Assessment of the Sea-surface Temperature Predictability based on Multimodel Hindcasts

Based on historical forecasts of several individual forecasting systems, we conducted multimodel ensembles (MME) to predict the sea surface temperature anomaly (SSTA) variability and assessed these methods from a deterministic and probabilistic point of view. To investigate the advantages and drawbacks of different deterministic MME methods, we used simple averaged MME with equal weighs (SCM) and the stepwise pattern projection method (SPPM). We measured the probabilistic forecast accuracy by Brier skill score (BSS) combined with its two components: reliability and resolution.

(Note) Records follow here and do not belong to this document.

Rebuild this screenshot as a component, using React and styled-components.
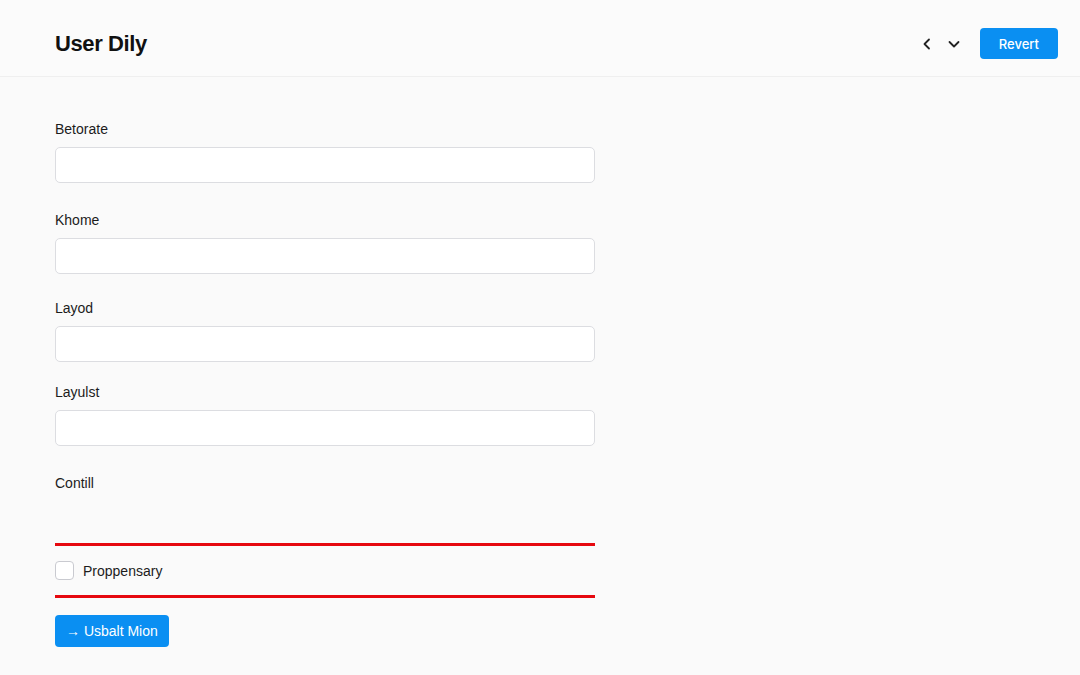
import React from 'react';
import styled, { createGlobalStyle } from 'styled-components';

const GlobalStyle = createGlobalStyle`
  html, body {
    margin: 0;
    padding: 0;
    background: #fafafa;
    font-family: 'Liberation Sans', Arial, sans-serif;
    color: #1a1a1a;
  }
  * { box-sizing: border-box; }
`;

const Page = styled.div`
  width: 1080px;
  height: 675px;
  overflow: hidden;
  background: #fafafa;
`;

const Header = styled.header`
  height: 77px;
  display: flex;
  align-items: center;
  justify-content: space-between;
  padding: 11px 22px 0 55px;
  border-bottom: 1px solid #efefef;
  background: #fbfbfb;
`;

const Title = styled.h1`
  margin: 0;
  font-size: 22px;
  font-weight: 700;
  letter-spacing: -0.4px;
  color: #111;
`;

const Actions = styled.div`
  display: flex;
  align-items: center;
`;

const IconButton = styled.button`
  width: 26px;
  height: 26px;
  border: none;
  background: transparent;
  padding: 0;
  display: flex;
  align-items: center;
  justify-content: center;
  color: #222;
  margin-right: ${(p) => p.$gap || 0}px;
  cursor: pointer;
`;

const PrimaryButton = styled.button`
  height: ${(p) => p.$h || 32}px;
  padding: 0 ${(p) => p.$px || 12}px;
  border: none;
  border-radius: 4px;
  background: #0a8ff2;
  color: #fff;
  font-family: ${(p) => (p.$inter ? "Inter, 'Liberation Sans', sans-serif" : "'Liberation Sans', Arial, sans-serif")};
  font-size: ${(p) => p.$fs || 13}px;
  font-weight: ${(p) => (p.$inter ? 500 : 400)};
  display: flex;
  align-items: center;
  gap: 5px;
  cursor: pointer;
`;

const Form = styled.main`
  width: 540px;
  margin-left: 55px;
  padding-top: 43px;
  display: flex;
  flex-direction: column;
`;

const Field = styled.div`
  display: flex;
  flex-direction: column;
  margin-bottom: ${(p) => p.$after}px;
`;

const Label = styled.label`
  font-size: 14px;
  line-height: 18px;
  color: #1c1c1c;
  margin-bottom: 9px;
`;

const Input = styled.input`
  height: 36px;
  width: 100%;
  border: 1px solid #dcdde1;
  border-radius: 5px;
  background: #fff;
  padding: 0 12px;
  font-size: 14px;
  outline: none;
`;

const Spacer = styled.div`
  height: ${(p) => p.$h}px;
`;

const RedRule = styled.div`
  height: 3px;
  background: #e6080f;
`;

const CheckRow = styled.label`
  height: 49px;
  display: flex;
  align-items: center;
  gap: 9px;
  font-size: 14px;
  color: #1c1c1c;
`;

const Box = styled.span`
  width: 19px;
  height: 19px;
  border: 1px solid #c9cad0;
  border-radius: 4px;
  background: #fff;
`;

const Footer = styled.div`
  padding-top: 17px;
  display: flex;
`;

const fields = [
  { label: 'Betorate', after: 28 },
  { label: 'Khome', after: 25 },
  { label: 'Layod', after: 21 },
  { label: 'Layulst', after: 28 },
];

export default function App() {
  return (
    <Page>
      <GlobalStyle />
      <Header>
        <Title>User Dily</Title>
        <Actions>
          <IconButton $gap={1} aria-label="Back">
            <svg width="14" height="14" viewBox="0 0 14 14" fill="none" stroke="currentColor" strokeWidth="1.8" strokeLinecap="round" strokeLinejoin="round">
              <path d="M9 2.5 4.5 7 9 11.5" />
            </svg>
          </IconButton>
          <IconButton $gap={13} aria-label="More">
            <svg width="14" height="14" viewBox="0 0 14 14" fill="none" stroke="currentColor" strokeWidth="1.8" strokeLinecap="round" strokeLinejoin="round">
              <path d="M2.5 5 7 9.5 11.5 5" />
            </svg>
          </IconButton>
          <PrimaryButton $inter $px={19} $h={31}>Revert</PrimaryButton>
        </Actions>
      </Header>
      <Form>
        {fields.map((f) => (
          <Field key={f.label} $after={f.after}>
            <Label>{f.label}</Label>
            <Input />
          </Field>
        ))}
        <Label>Contill</Label>
        <Spacer $h={42} />
        <RedRule />
        <CheckRow>
          <Box />
          Proppensary
        </CheckRow>
        <RedRule />
        <Footer>
          <PrimaryButton $px={11} $fs={14}>→ Usbalt Mion</PrimaryButton>
        </Footer>
      </Form>
    </Page>
  );
}
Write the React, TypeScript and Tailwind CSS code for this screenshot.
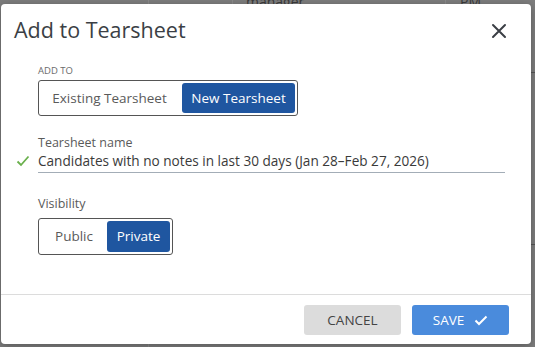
import React from "react";

export default function App() {
  const font = { fontFamily: '"Open Sans", "Noto Sans", sans-serif' };
  return (
    <div className="relative w-[535px] h-[347px] overflow-hidden bg-[#7d7d7d]" style={font}>
      {/* background page hints */}
      <div className="absolute left-[148px] top-0 h-[347px] w-px bg-[#8a8a8a]" />
      <div className="absolute left-[232px] top-0 h-[12px] w-px bg-[#8a8a8a]" />
      <div className="absolute left-[445px] top-0 h-[12px] w-px bg-[#8a8a8a]" />
      <div className="absolute left-[246px] top-[-9px] text-[14px] text-[#3a3a3a]">manager</div>
      <div className="absolute left-[460px] top-[-9px] text-[14px] text-[#3a3a3a]">PM</div>
      <div className="absolute left-[531px] top-[72px] h-px w-[4px] bg-[#555]" />
      <div className="absolute left-[531px] top-[244px] h-px w-[4px] bg-[#555]" />

      {/* dialog */}
      <div className="absolute left-[1px] top-[4px] w-[530px] h-[340px] bg-white rounded-[4px] shadow-[0_2px_8px_rgba(0,0,0,0.3)] flex flex-col">
        <div className="h-[52px] flex items-center justify-between pl-[13px] pr-[24px]">
          <div className="text-[21.5px] text-[#3b3f45] tracking-[0px]">Add to Tearsheet</div>
          <svg width="16" height="16" viewBox="0 0 16 16" className="mt-[1px]">
            <path d="M2 2 L14 14 M14 2 L2 14" stroke="#3b3f45" strokeWidth="2" strokeLinecap="round" />
          </svg>
        </div>

        <div className="pl-[37px] pr-[26px] flex flex-col">
          <div className="mt-[9px] text-[9.5px] leading-[12px] text-[#6b6b6b] uppercase">Add to</div>
          <div className="mt-[3px] w-[260px] h-[36px] border border-[#555] rounded-[3px] flex items-center p-[2px]">
            <div className="flex-1 text-center text-[13.5px] text-[#5a5a5a] pr-[4px]">Existing Tearsheet</div>
            <div className="w-[113px] h-[30px] bg-[#1f56a0] rounded-[3px] text-white text-[13.5px] flex items-center justify-center">New Tearsheet</div>
          </div>

          <div className="mt-[19px] text-[12.5px] leading-[16px] text-[#5a5a5a]">Tearsheet name</div>
          <div className="relative h-[22px] border-b border-[#a3adb7] flex items-center">
            <svg width="14" height="12" viewBox="0 0 14 12" className="absolute left-[-22px] top-[4px]">
              <path d="M1.5 6.5 L5 10 L12.5 1.5" stroke="#6ab04c" strokeWidth="1.8" fill="none" />
            </svg>
            <div className="text-[13.6px] text-[#3a3a3a]">Candidates with no notes in last 30 days (Jan 28–Feb 27, 2026)</div>
          </div>

          <div className="mt-[23px] text-[12.5px] leading-[16px] text-[#5a5a5a]">Visibility</div>
          <div className="mt-[6px] w-[135px] h-[37px] border border-[#555] rounded-[3px] flex items-center p-[2px]">
            <div className="flex-1 text-center text-[13.5px] text-[#5a5a5a]">Public</div>
            <div className="w-[63px] h-[31px] bg-[#1f56a0] rounded-[3px] text-white text-[13.5px] flex items-center justify-center">Private</div>
          </div>
        </div>

        <div className="mt-auto border-t border-[#dcdcdc] h-[50px] flex items-start justify-end gap-[11px] pt-[10px] pr-[22px]">
          <div className="w-[97px] h-[30px] rounded-[3px] bg-[#dcdcdc] text-[#444] text-[13.5px] flex items-center justify-center uppercase">Cancel</div>
          <div className="w-[97px] h-[30px] rounded-[3px] bg-[#4a8bdc] text-white text-[13.5px] flex items-center justify-center gap-[10px] uppercase">
            <span>Save</span>
            <svg width="14" height="11" viewBox="0 0 14 11">
              <path d="M1.5 5.5 L5 9 L12.5 1.5" stroke="white" strokeWidth="2" fill="none" />
            </svg>
          </div>
        </div>
      </div>
    </div>
  );
}
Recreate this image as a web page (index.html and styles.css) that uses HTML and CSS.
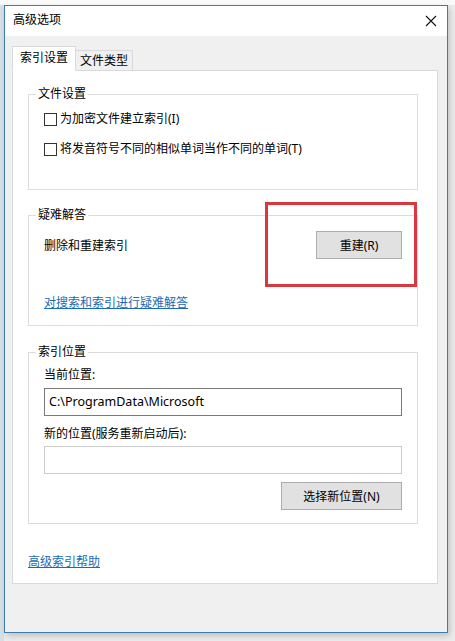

The results indicated that SCM showed a high predictability in the tropical Pacific Ocean, with a correlation exceeding 0.8 with a 6-month lead time. In general, the SCM outperformed the SPPM in the tropics, while the SPPM tend to show some positive effect on the correction when at long lead times. Corrections occurred for the spring predictability barrier of ENSO, in particular for improvements when the correlation was low or the RMSE was large using the SCM method. These qualitative results are not susceptible to the selection of the hindcast periods, it is as a rule rather by chance of these individual systems. Performance of our probabilistic MME was better than the CFSv2 forecasts in forecasting COLD, NEUTRAL, and WARM events. Except in the North Atlantic Ocean (NA), poor performance in the NA for the forecast of the COLD events was caused mainly by the underestimate for the SSTA of Fgoals-f, which brought about large and finally a low BSS value. These results remind us the importance of evaluation before applying the MME.